● **DATASET EXTRACT**:

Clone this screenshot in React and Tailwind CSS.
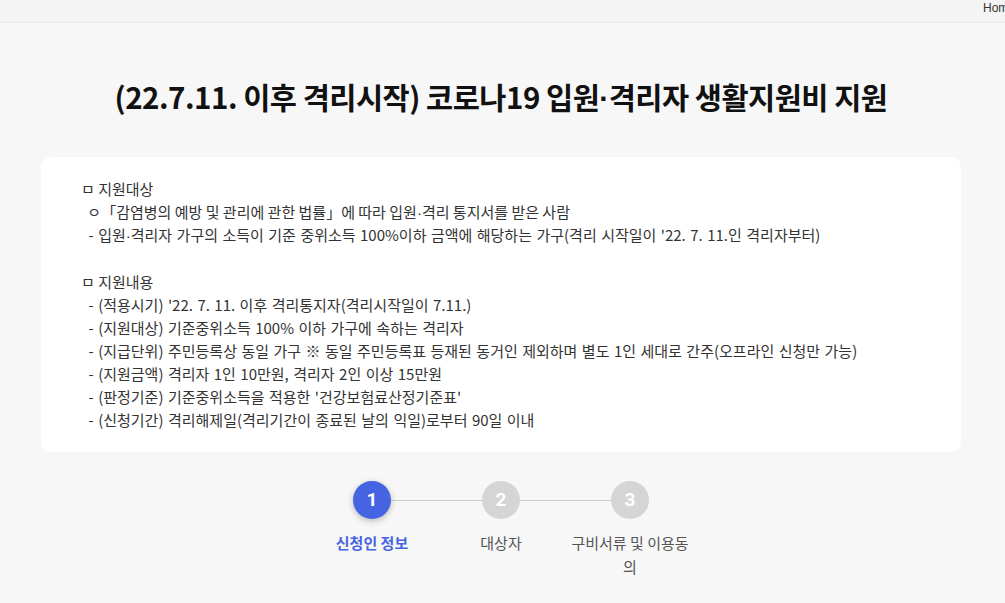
const Dot = () => (
  <span className="leading-[0]" style={{ fontFamily: '"Liberation Sans", Arial, sans-serif' }}>·</span>
);

function withDots(text) {
  const parts = text.split("·");
  const out = [];
  parts.forEach((p, i) => {
    if (i > 0) out.push(<Dot key={"d" + i} />);
    out.push(p);
  });
  return out;
}

export default function App() {
  const font = { fontFamily: '"Noto Sans CJK KR", "Noto Sans", sans-serif' };
  const lines1 = [
    { t: "ㅁ 지원대상", ws: false, head: true },
    { t: " ㅇ「감염병의 예방 및 관리에 관한 법률」에 따라 입원·격리 통지서를 받은 사람", ws: false },
    { t: " - 입원·격리자 가구의 소득이 기준 중위소득 100%이하 금액에 해당하는 가구(격리 시작일이 '22. 7. 11.인 격리자부터)", ws: true },
  ];
  const lines2 = [
    { t: "ㅁ 지원내용", ws: false, head: true },
    { t: " - (적용시기) '22. 7. 11. 이후 격리통지자(격리시작일이 7.11.)", ws: true },
    { t: " - (지원대상) 기준중위소득 100% 이하 가구에 속하는 격리자", ws: true },
    { t: " - (지급단위) 주민등록상 동일 가구 ※ 동일 주민등록표 등재된 동거인 제외하며 별도 1인 세대로 간주(오프라인 신청만 가능)", ws: true },
    { t: " - (지원금액) 격리자 1인 10만원, 격리자 2인 이상 15만원", ws: true },
    { t: " - (판정기준) 기준중위소득을 적용한 '건강보험료산정기준표'", ws: true },
    { t: " - (신청기간) 격리해제일(격리기간이 종료된 날의 익일)로부터 90일 이내", ws: true },
  ];
  const steps = [
    { n: 1, label: "신청인 정보", active: true },
    { n: 2, label: "대상자" },
    { n: 3, label: "구비서류 및 이용동의" },
  ];
  const Line = ({ l }) => (
    <div className={(l.ws ? "[word-spacing:1.1px]" : "") + (l.head ? " -ml-[3px]" : "")}>{withDots(l.t)}</div>
  );
  return (
    <div className="w-[1005px] h-[603px] bg-[#f7f7f7] overflow-hidden" style={font}>
      <div className="h-[23px] bg-[#f5f4f4] border-b border-[#e6e6e6] flex overflow-hidden">
        <span
          className="text-[12px] leading-[16px] text-[#333] whitespace-nowrap pl-[983px]"
          style={{ fontFamily: '"Liberation Sans", Arial, sans-serif' }}
        >
          Home
        </span>
      </div>
      <div className="w-[1002px]">
        <h1 className="mt-[50px] text-center text-[29.5px] leading-[46px] font-bold text-[#111] tracking-[-0.5px]">
          (22.7.11. 이후 격리시작) 코로나19 입원{<Dot />}격리자 생활지원비 지원
        </h1>
        <div className="ml-[41px] w-[920px] mt-[38px] bg-white rounded-[10px] pl-[43px] pr-[20px] pt-[20px] pb-[21px] text-[15px] leading-[23px] text-[#333] whitespace-pre">
          {lines1.map((l, i) => (
            <Line key={i} l={l} />
          ))}
          <div className="h-[24px]" />
          {lines2.map((l, i) => (
            <Line key={i} l={l} />
          ))}
        </div>
        <div className="mt-[29px] flex justify-center">
          {steps.map((s, i) => (
            <div key={s.n} className="w-[129px] flex flex-col items-center relative">
              {i > 0 && <div className="absolute top-[19px] right-[50%] w-[129px] h-px bg-[#cccccc]" />}
              <div
                className={
                  "relative z-10 w-[38px] h-[38px] rounded-full flex items-center justify-center text-white text-[19px] font-bold " +
                  (s.active ? "bg-[#4664e2] shadow-[0_2px_6px_rgba(0,0,0,0.25)]" : "bg-[#d5d5d5]")
                }
                style={{ fontFamily: 'Roboto, "Noto Sans", sans-serif' }}
              >
                {s.n}
              </div>
              <div
                className={
                  "mt-[12px] w-[124px] text-center text-[15px] leading-[24px] " +
                  (s.active ? "text-[#4664e2] font-bold" : "text-[#555]")
                }
              >
                {s.label}
              </div>
            </div>
          ))}
        </div>
      </div>
    </div>
  );
}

● **REQUIRED TASK**:
Are you able to set down all the lines above exactly, without any pictures?

● **TASK SOLUTION**:
Clone this screenshot in React and Tailwind CSS.
const Dot = () => (
  <span className="leading-[0]" style={{ fontFamily: '"Liberation Sans", Arial, sans-serif' }}>·</span>
);

function withDots(text) {
  const parts = text.split("·");
  const out = [];
  parts.forEach((p, i) => {
    if (i > 0) out.push(<Dot key={"d" + i} />);
    out.push(p);
  });
  return out;
}

export default function App() {
  const font = { fontFamily: '"Noto Sans CJK KR", "Noto Sans", sans-serif' };
  const lines1 = [
    { t: "ㅁ 지원대상", ws: false, head: true },
    { t: " ㅇ「감염병의 예방 및 관리에 관한 법률」에 따라 입원·격리 통지서를 받은 사람", ws: false },
    { t: " - 입원·격리자 가구의 소득이 기준 중위소득 100%이하 금액에 해당하는 가구(격리 시작일이 '22. 7. 11.인 격리자부터)", ws: true },
  ];
  const lines2 = [
    { t: "ㅁ 지원내용", ws: false, head: true },
    { t: " - (적용시기) '22. 7. 11. 이후 격리통지자(격리시작일이 7.11.)", ws: true },
    { t: " - (지원대상) 기준중위소득 100% 이하 가구에 속하는 격리자", ws: true },
    { t: " - (지급단위) 주민등록상 동일 가구 ※ 동일 주민등록표 등재된 동거인 제외하며 별도 1인 세대로 간주(오프라인 신청만 가능)", ws: true },
    { t: " - (지원금액) 격리자 1인 10만원, 격리자 2인 이상 15만원", ws: true },
    { t: " - (판정기준) 기준중위소득을 적용한 '건강보험료산정기준표'", ws: true },
    { t: " - (신청기간) 격리해제일(격리기간이 종료된 날의 익일)로부터 90일 이내", ws: true },
  ];
  const steps = [
    { n: 1, label: "신청인 정보", active: true },
    { n: 2, label: "대상자" },
    { n: 3, label: "구비서류 및 이용동의" },
  ];
  const Line = ({ l }) => (
    <div className={(l.ws ? "[word-spacing:1.1px]" : "") + (l.head ? " -ml-[3px]" : "")}>{withDots(l.t)}</div>
  );
  return (
    <div className="w-[1005px] h-[603px] bg-[#f7f7f7] overflow-hidden" style={font}>
      <div className="h-[23px] bg-[#f5f4f4] border-b border-[#e6e6e6] flex overflow-hidden">
        <span
          className="text-[12px] leading-[16px] text-[#333] whitespace-nowrap pl-[983px]"
          style={{ fontFamily: '"Liberation Sans", Arial, sans-serif' }}
        >
          Home
        </span>
      </div>
      <div className="w-[1002px]">
        <h1 className="mt-[50px] text-center text-[29.5px] leading-[46px] font-bold text-[#111] tracking-[-0.5px]">
          (22.7.11. 이후 격리시작) 코로나19 입원{<Dot />}격리자 생활지원비 지원
        </h1>
        <div className="ml-[41px] w-[920px] mt-[38px] bg-white rounded-[10px] pl-[43px] pr-[20px] pt-[20px] pb-[21px] text-[15px] leading-[23px] text-[#333] whitespace-pre">
          {lines1.map((l, i) => (
            <Line key={i} l={l} />
          ))}
          <div className="h-[24px]" />
          {lines2.map((l, i) => (
            <Line key={i} l={l} />
          ))}
        </div>
        <div className="mt-[29px] flex justify-center">
          {steps.map((s, i) => (
            <div key={s.n} className="w-[129px] flex flex-col items-center relative">
              {i > 0 && <div className="absolute top-[19px] right-[50%] w-[129px] h-px bg-[#cccccc]" />}
              <div
                className={
                  "relative z-10 w-[38px] h-[38px] rounded-full flex items-center justify-center text-white text-[19px] font-bold " +
                  (s.active ? "bg-[#4664e2] shadow-[0_2px_6px_rgba(0,0,0,0.25)]" : "bg-[#d5d5d5]")
                }
                style={{ fontFamily: 'Roboto, "Noto Sans", sans-serif' }}
              >
                {s.n}
              </div>
              <div
                className={
                  "mt-[12px] w-[124px] text-center text-[15px] leading-[24px] " +
                  (s.active ? "text-[#4664e2] font-bold" : "text-[#555]")
                }
              >
                {s.label}
              </div>
            </div>
          ))}
        </div>
      </div>
    </div>
  );
}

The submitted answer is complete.